→ **GIVEN INSTRUCTION**
Your task is to copy every line of the records below that contains "index".

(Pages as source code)
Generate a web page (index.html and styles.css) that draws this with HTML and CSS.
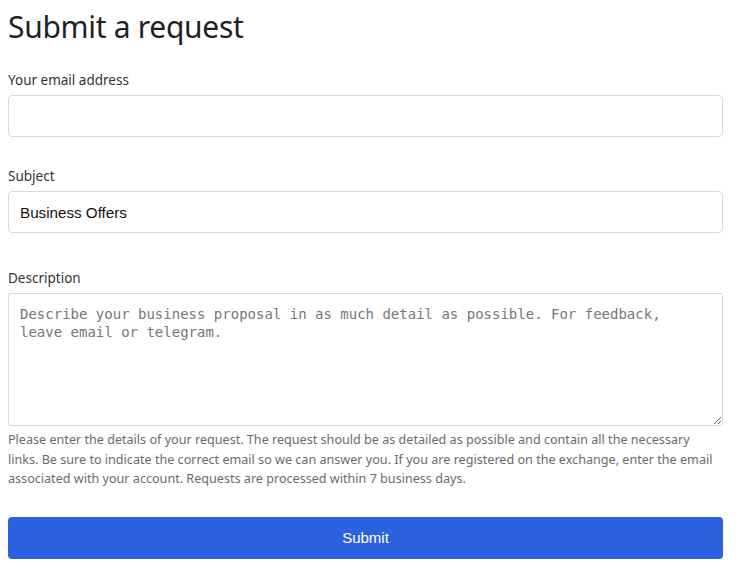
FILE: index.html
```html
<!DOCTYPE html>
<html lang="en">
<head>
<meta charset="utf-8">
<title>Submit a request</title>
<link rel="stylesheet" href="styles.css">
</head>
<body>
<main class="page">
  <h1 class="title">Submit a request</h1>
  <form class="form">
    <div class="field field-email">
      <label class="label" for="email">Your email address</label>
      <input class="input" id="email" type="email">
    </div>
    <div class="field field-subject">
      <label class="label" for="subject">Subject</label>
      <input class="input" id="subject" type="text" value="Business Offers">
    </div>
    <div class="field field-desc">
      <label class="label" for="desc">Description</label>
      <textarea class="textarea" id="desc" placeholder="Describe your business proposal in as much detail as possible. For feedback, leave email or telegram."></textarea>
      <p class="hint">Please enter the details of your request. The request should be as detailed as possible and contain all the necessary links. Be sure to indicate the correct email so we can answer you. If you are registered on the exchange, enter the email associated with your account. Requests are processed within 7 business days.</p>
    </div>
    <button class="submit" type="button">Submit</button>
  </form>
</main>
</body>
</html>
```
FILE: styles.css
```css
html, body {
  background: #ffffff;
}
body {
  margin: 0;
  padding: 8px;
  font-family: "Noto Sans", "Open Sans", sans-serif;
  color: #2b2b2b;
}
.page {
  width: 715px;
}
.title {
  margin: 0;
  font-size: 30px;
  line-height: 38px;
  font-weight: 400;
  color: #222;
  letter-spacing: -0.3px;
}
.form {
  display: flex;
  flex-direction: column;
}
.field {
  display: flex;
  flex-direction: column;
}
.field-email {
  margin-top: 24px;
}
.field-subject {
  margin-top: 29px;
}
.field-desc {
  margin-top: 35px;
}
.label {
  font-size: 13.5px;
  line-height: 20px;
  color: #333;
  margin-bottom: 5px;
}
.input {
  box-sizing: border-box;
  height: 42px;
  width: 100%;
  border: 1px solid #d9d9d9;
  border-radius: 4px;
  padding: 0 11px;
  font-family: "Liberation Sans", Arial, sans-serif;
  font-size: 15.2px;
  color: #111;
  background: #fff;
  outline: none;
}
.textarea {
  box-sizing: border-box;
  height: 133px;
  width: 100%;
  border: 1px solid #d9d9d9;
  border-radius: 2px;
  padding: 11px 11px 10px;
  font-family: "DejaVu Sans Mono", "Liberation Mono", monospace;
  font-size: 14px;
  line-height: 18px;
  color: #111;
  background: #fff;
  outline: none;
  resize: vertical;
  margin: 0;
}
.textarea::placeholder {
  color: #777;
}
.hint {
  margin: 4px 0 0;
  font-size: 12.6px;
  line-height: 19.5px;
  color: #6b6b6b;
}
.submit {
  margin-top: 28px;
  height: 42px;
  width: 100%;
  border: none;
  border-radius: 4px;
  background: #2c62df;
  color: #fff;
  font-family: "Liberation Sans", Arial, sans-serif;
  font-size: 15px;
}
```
---
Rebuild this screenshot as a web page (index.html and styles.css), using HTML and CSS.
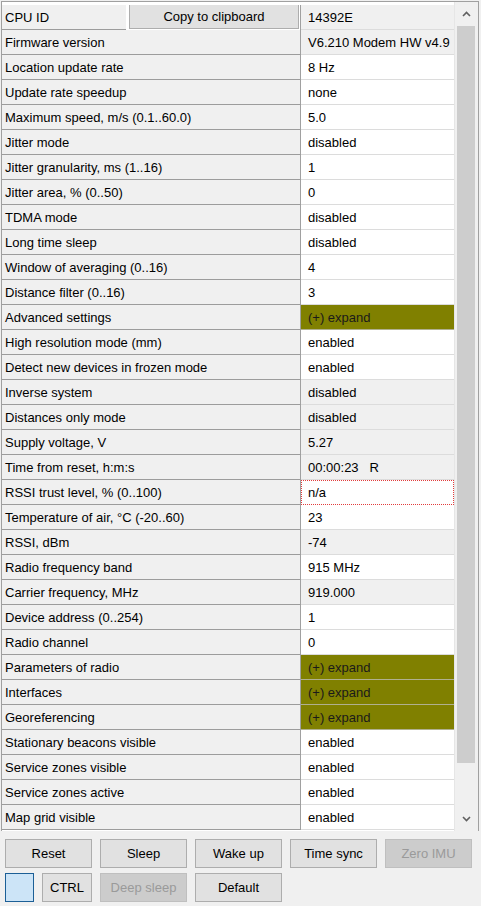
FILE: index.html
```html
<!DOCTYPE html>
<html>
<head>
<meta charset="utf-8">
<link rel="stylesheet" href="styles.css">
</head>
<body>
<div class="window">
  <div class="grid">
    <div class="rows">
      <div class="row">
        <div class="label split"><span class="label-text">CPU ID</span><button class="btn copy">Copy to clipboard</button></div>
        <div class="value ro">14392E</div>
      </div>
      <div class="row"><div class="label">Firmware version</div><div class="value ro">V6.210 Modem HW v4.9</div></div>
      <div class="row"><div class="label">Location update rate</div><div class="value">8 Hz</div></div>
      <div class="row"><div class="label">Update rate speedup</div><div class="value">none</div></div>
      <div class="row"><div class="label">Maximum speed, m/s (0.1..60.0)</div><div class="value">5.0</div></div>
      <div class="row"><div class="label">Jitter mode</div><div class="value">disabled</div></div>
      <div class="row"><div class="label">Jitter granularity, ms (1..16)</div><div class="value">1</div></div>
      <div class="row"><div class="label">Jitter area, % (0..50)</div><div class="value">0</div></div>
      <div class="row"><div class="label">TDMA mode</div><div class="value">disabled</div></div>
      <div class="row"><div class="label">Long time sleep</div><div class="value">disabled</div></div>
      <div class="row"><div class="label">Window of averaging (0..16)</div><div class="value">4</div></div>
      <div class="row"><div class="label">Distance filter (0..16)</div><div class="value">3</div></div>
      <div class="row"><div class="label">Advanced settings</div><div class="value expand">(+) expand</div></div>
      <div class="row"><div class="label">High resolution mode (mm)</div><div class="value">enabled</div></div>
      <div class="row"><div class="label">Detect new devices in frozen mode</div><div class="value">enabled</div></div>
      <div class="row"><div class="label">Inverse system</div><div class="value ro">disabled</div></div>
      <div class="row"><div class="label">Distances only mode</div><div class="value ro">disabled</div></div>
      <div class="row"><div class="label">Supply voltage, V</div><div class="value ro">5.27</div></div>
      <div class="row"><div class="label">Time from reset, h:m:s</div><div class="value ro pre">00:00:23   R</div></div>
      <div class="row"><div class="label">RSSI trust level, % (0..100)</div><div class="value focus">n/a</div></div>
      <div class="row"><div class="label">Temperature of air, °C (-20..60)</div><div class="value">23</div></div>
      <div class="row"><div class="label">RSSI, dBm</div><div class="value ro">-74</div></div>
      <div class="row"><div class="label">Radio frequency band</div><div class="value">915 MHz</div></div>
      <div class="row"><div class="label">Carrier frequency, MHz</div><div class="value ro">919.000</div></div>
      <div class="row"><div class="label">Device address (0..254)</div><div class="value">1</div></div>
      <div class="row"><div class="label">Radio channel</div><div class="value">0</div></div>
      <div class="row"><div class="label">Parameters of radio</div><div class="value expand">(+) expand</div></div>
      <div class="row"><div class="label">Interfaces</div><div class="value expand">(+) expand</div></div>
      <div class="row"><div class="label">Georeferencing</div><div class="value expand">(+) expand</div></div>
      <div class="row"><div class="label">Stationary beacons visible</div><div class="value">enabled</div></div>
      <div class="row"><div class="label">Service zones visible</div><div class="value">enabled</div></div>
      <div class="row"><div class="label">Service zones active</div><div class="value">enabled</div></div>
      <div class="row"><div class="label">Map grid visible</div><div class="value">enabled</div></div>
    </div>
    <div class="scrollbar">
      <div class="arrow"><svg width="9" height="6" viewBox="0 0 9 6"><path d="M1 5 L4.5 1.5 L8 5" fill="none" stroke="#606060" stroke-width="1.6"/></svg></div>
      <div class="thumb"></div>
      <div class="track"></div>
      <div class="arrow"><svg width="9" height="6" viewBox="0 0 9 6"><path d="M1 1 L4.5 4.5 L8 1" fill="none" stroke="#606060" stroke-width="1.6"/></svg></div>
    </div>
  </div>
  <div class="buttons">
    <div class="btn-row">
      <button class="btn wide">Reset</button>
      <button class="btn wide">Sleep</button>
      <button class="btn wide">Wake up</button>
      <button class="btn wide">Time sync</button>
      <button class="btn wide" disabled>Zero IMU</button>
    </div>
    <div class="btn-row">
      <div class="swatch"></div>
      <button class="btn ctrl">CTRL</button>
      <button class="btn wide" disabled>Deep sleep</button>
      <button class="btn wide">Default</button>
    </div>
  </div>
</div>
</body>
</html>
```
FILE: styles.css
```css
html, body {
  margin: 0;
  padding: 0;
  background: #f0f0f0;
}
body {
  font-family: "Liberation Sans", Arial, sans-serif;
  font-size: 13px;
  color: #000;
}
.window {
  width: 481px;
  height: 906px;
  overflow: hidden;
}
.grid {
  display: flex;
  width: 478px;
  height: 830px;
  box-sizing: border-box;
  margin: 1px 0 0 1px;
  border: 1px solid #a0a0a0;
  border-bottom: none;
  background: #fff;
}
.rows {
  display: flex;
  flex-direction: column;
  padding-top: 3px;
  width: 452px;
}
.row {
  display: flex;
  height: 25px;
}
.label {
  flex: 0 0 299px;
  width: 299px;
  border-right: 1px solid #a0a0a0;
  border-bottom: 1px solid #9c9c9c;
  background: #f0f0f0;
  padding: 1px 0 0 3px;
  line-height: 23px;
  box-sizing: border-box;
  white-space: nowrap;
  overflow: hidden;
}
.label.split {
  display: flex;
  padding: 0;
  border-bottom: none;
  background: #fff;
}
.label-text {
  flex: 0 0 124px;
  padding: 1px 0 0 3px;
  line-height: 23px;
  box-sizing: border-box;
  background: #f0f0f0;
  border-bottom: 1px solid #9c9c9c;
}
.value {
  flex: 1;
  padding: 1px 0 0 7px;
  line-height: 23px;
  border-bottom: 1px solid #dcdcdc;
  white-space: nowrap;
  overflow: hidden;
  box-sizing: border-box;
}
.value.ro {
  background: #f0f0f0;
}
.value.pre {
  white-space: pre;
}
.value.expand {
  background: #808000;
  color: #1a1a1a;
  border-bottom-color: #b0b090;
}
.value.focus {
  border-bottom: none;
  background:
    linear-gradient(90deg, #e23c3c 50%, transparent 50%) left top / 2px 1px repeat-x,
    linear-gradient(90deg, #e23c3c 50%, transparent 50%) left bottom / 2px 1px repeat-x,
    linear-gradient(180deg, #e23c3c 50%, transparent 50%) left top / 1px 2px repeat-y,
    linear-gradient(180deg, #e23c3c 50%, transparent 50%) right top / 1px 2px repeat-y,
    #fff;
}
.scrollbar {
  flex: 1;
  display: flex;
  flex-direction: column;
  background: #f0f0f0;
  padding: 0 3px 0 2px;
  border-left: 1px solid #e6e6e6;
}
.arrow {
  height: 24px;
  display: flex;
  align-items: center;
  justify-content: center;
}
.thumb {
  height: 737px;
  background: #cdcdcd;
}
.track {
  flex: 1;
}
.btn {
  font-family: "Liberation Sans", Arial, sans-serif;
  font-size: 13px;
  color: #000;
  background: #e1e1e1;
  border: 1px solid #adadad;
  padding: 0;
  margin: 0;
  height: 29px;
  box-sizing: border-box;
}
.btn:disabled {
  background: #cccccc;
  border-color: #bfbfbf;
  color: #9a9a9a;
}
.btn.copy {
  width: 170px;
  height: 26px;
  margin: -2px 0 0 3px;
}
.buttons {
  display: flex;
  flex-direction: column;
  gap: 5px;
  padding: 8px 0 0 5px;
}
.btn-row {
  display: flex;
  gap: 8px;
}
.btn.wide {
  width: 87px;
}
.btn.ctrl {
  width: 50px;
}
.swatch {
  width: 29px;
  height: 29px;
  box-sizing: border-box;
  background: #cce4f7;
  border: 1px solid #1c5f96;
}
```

→ **SOLUTION TO THIS PROBLEM**
Generate a web page (index.html and styles.css) that draws this with HTML and CSS.
FILE: index.html
Rebuild this screenshot as a web page (index.html and styles.css), using HTML and CSS.
FILE: index.html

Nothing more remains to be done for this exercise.